There are lots of sites that use this (imo) annoying "infinite scrolling" style. Examples of this are sites like tumblr, twitter, 9gag, etc..
I recently tried to scrape some pics off of these sites programatically with HtmlAgilityPack. like this:
HtmlWeb web = new HtmlWeb();
HtmlDocument doc = web.Load(url);
var primary = doc.DocumentNode.SelectNodes("//img[@class='badge-item-img']");
var picstring = primary.Select(r => r.GetAttributeValue("src", null)).FirstOrDefault();
This works fine, but when I tried to load in the HTML from certain sites, I noticed that I only got back a small amount of content (lets say the first 10 "posts" or "pictures", or whatever..) This made me wonder if it would be possible to simulate the "scrolling down to the bottom" of the page in c#.

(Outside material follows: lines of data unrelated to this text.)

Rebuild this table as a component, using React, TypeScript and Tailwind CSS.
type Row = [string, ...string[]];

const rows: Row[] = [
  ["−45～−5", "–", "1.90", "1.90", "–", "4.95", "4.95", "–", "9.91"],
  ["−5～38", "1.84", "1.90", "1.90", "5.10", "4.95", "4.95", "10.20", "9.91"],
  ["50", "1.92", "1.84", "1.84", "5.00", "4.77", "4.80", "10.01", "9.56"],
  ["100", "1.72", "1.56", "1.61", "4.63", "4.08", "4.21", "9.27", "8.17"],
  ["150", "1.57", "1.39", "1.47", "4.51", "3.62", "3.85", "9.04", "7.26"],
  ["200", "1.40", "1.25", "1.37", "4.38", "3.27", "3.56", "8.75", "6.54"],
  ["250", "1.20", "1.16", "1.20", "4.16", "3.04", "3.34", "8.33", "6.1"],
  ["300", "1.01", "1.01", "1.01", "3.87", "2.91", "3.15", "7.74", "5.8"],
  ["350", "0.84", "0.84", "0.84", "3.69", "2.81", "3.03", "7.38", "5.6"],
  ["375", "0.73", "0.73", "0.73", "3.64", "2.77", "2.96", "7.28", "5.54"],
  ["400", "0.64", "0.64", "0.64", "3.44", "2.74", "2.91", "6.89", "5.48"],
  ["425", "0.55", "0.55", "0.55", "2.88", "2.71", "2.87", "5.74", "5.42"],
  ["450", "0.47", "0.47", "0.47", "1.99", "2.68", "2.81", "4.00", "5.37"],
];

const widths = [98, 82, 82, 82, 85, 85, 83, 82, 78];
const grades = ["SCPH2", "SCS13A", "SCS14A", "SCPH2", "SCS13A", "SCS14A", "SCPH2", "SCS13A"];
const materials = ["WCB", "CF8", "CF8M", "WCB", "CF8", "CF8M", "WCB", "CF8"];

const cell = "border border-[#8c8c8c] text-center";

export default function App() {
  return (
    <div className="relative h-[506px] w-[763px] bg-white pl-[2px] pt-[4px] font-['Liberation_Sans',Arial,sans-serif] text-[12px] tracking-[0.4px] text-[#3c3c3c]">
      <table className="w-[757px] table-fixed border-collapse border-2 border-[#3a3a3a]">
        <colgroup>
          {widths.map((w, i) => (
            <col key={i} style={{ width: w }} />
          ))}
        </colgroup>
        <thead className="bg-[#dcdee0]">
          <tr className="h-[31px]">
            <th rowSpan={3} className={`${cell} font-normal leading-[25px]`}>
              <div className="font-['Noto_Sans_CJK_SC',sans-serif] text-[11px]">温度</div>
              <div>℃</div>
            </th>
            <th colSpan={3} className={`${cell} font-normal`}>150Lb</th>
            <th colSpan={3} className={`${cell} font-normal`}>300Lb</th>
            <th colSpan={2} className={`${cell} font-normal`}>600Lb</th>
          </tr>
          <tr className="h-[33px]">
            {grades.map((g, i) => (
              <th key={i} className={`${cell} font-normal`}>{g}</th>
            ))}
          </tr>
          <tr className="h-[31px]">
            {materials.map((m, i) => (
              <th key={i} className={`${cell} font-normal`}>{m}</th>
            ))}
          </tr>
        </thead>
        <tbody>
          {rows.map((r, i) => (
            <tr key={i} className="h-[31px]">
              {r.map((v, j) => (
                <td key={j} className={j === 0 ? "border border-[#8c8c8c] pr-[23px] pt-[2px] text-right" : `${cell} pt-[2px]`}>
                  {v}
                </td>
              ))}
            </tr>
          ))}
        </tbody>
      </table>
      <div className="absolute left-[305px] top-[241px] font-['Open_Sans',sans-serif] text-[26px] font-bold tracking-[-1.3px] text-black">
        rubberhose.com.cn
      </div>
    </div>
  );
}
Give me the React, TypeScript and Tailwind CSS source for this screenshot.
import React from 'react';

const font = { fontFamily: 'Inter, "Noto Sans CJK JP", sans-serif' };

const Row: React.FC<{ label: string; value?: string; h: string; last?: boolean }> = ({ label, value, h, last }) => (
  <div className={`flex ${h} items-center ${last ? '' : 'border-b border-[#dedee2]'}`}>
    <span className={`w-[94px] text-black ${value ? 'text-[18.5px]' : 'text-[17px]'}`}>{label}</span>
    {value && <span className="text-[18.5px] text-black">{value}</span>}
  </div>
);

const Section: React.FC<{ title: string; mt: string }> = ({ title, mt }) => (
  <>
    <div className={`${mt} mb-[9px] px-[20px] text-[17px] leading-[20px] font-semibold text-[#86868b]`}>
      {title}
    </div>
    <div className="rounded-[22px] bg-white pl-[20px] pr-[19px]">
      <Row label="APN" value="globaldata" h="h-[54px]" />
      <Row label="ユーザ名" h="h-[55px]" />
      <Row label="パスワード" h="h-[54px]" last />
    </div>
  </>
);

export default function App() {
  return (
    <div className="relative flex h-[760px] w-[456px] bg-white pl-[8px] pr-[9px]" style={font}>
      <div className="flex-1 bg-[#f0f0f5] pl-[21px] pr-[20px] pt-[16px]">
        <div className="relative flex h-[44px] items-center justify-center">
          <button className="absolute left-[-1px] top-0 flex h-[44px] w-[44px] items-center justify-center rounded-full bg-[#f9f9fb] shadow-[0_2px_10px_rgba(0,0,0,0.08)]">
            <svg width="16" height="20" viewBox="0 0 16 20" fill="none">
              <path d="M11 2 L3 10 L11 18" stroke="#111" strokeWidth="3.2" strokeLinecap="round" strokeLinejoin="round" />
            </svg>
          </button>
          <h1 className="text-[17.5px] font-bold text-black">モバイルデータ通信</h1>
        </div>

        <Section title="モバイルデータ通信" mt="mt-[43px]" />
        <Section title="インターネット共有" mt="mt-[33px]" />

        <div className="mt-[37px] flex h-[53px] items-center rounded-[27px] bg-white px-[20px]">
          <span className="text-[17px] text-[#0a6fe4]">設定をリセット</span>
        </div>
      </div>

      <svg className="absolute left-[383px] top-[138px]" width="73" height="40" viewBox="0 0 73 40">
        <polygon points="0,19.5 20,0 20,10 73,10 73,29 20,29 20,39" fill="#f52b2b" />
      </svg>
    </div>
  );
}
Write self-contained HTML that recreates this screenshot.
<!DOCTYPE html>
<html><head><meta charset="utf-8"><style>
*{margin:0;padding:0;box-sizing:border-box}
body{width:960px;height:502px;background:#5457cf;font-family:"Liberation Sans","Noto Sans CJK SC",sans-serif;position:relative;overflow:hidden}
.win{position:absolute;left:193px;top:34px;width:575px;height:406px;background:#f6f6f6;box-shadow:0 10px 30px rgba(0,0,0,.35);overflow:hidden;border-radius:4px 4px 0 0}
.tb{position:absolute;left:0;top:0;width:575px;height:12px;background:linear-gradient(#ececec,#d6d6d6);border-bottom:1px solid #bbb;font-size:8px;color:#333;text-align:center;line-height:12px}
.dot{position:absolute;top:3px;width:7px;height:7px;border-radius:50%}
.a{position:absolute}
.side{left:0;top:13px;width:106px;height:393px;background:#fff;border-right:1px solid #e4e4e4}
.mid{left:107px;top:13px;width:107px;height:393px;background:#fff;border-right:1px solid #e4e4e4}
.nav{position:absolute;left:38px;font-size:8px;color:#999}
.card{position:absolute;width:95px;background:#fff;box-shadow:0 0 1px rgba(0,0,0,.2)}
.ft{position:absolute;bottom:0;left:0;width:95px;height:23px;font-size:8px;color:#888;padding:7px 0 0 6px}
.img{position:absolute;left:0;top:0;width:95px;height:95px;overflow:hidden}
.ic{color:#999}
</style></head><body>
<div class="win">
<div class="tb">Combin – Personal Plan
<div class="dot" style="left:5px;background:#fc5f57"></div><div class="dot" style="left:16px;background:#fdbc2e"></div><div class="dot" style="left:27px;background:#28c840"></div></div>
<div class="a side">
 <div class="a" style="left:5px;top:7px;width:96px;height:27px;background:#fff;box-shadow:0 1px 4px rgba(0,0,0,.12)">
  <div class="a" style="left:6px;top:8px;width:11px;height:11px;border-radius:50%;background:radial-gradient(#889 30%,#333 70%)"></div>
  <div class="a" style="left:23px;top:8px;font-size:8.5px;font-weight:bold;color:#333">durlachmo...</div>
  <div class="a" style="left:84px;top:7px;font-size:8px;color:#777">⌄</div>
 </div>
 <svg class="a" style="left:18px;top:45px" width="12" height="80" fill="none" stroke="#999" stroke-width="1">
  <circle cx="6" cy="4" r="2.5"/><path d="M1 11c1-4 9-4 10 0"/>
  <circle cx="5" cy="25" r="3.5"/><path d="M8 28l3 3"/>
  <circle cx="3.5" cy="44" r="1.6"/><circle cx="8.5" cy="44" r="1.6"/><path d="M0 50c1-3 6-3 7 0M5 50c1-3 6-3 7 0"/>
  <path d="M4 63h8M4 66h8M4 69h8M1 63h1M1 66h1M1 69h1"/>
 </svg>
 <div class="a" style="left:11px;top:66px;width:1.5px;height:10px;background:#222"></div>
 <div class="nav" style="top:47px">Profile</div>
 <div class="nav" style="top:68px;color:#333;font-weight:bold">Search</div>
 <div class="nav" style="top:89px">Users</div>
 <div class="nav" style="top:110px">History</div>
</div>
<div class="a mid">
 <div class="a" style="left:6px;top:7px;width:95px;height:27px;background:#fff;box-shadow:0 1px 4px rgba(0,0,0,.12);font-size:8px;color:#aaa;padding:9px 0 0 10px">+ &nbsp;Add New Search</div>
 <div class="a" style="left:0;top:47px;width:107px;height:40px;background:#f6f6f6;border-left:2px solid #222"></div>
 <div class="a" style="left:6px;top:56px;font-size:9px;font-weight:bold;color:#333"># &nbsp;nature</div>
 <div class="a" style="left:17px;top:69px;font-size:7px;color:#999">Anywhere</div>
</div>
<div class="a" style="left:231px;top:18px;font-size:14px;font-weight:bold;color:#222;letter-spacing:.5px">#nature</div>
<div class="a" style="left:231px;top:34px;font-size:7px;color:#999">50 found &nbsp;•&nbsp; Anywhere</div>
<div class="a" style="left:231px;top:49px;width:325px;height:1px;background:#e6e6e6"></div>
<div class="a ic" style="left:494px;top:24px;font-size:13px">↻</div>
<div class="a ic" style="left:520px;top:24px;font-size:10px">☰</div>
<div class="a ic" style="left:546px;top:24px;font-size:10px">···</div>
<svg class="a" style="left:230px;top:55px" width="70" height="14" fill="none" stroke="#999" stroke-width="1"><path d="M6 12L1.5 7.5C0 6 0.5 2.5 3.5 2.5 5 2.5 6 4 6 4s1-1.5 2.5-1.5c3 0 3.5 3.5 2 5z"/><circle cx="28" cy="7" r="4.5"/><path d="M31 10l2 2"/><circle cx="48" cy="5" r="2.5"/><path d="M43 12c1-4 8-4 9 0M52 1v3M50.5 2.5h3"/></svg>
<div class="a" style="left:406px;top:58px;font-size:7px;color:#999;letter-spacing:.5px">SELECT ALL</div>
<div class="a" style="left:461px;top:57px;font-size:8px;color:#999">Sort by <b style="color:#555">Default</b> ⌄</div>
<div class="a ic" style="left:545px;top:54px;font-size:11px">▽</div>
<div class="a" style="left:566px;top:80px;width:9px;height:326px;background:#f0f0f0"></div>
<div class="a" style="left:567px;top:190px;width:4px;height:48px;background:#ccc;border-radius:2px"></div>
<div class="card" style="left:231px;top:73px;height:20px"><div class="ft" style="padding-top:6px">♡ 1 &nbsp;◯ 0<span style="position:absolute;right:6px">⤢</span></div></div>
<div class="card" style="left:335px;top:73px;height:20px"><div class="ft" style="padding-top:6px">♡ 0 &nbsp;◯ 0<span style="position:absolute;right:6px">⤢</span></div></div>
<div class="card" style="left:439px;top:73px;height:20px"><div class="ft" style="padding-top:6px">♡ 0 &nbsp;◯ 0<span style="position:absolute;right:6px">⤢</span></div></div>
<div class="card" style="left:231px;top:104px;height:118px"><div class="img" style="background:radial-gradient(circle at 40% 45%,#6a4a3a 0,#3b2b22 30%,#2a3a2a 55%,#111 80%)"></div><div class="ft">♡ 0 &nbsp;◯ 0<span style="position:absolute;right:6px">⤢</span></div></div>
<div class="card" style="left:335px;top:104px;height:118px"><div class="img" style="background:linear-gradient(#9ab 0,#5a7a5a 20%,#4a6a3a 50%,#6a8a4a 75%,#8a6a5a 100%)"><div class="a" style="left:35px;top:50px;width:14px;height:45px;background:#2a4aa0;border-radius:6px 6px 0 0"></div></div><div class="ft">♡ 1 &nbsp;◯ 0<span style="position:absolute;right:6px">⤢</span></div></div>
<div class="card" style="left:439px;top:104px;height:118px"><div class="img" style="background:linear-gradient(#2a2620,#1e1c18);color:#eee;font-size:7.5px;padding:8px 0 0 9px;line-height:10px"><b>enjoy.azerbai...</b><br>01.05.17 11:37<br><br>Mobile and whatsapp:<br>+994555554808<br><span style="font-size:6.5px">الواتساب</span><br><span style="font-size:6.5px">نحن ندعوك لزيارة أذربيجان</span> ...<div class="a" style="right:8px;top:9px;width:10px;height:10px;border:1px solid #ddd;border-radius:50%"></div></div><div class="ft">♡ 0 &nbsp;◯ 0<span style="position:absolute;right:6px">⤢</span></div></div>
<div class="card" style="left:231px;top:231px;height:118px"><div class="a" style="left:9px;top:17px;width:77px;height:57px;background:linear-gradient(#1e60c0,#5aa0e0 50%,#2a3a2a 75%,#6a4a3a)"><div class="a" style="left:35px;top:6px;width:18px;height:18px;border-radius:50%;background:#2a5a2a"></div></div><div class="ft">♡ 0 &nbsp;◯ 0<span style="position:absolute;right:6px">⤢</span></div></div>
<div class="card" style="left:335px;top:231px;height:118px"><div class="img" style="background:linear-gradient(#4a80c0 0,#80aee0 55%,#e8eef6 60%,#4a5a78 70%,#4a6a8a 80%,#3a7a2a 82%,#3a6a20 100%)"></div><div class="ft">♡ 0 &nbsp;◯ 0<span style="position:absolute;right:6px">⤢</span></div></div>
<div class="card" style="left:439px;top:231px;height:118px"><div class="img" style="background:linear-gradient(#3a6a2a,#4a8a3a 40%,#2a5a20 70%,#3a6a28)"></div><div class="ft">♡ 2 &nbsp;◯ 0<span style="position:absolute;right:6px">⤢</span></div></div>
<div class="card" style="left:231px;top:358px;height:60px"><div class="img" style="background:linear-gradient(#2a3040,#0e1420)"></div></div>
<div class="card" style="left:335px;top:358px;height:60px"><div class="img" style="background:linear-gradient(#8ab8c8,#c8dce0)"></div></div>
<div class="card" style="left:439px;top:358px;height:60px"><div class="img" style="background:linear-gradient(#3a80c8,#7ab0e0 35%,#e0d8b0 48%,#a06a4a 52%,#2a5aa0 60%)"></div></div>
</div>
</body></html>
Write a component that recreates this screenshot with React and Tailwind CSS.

This isn't just the case when I load the html programatically, when I simply go to sites like tumblr, and I check firebug or just "view source", I expected that all the content would be in there somewhere, but alot of it seems to be hidden/inserted with javascript. Only the content that is actually visible on my screen is present in the HTML source.
So my questions is: is it possible to simulate infinitely scrolling down to a page, and loading in that HTML with c# (preferably)?
(I know that I can use API's for tumblr and twitter, but i'm just trying to have some fun hacking stuff together with HtmlAgilityPack)